Key things to remember about the audit committee

  • An audit committee is a board subgroup that oversees financial reporting, internal controls, and the audit process.

  • In Financial Accounting II, you usually see it in corporate governance and Sarbanes-Oxley topics.

  • The committee is usually made up of independent directors so it can question management without conflict.

  • It works closely with the external auditor and follows up on weaknesses, risks, or possible misstatements.

  • If you see a public company control problem, the audit committee is part of the oversight structure that should respond.

Frequently asked questions about the audit committee

What is audit committee in Financial Accounting II?

An audit committee is a committee of the board of directors that oversees financial reporting, internal controls, and the audit process. In Financial Accounting II, it appears as part of corporate governance and Sarbanes-Oxley compliance. Its job is oversight, not preparing the statements themselves.

Is the audit committee the same as the external auditor?

No. The external auditor is the independent firm that performs the audit, while the audit committee supervises the audit at the board level. The committee does not replace the auditor, and the auditor does not replace the committee. They work together, but they have different jobs.

Why does the audit committee need to be independent?

Independence helps the committee challenge management instead of just agreeing with it.

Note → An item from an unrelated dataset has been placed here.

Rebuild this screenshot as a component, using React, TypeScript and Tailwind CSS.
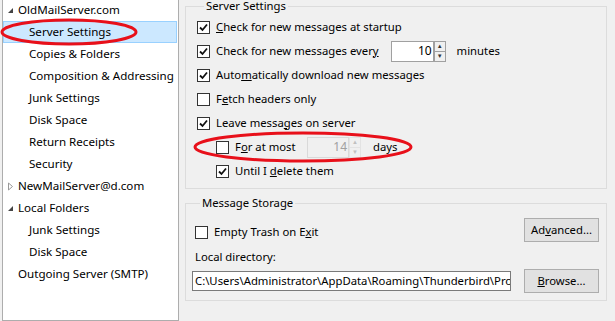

If committee members are tied too closely to executives, they may miss reporting problems or control failures. Independence is one of the main reasons the committee can function as real oversight.

How does the audit committee show up on a test or case question?

You may get a scenario about weak controls, a suspicious accounting issue, or an auditor warning and be asked who should review it. The audit committee is the board-level oversight group to mention. It often appears in questions about governance, SOX, and the steps a company takes after a reporting problem.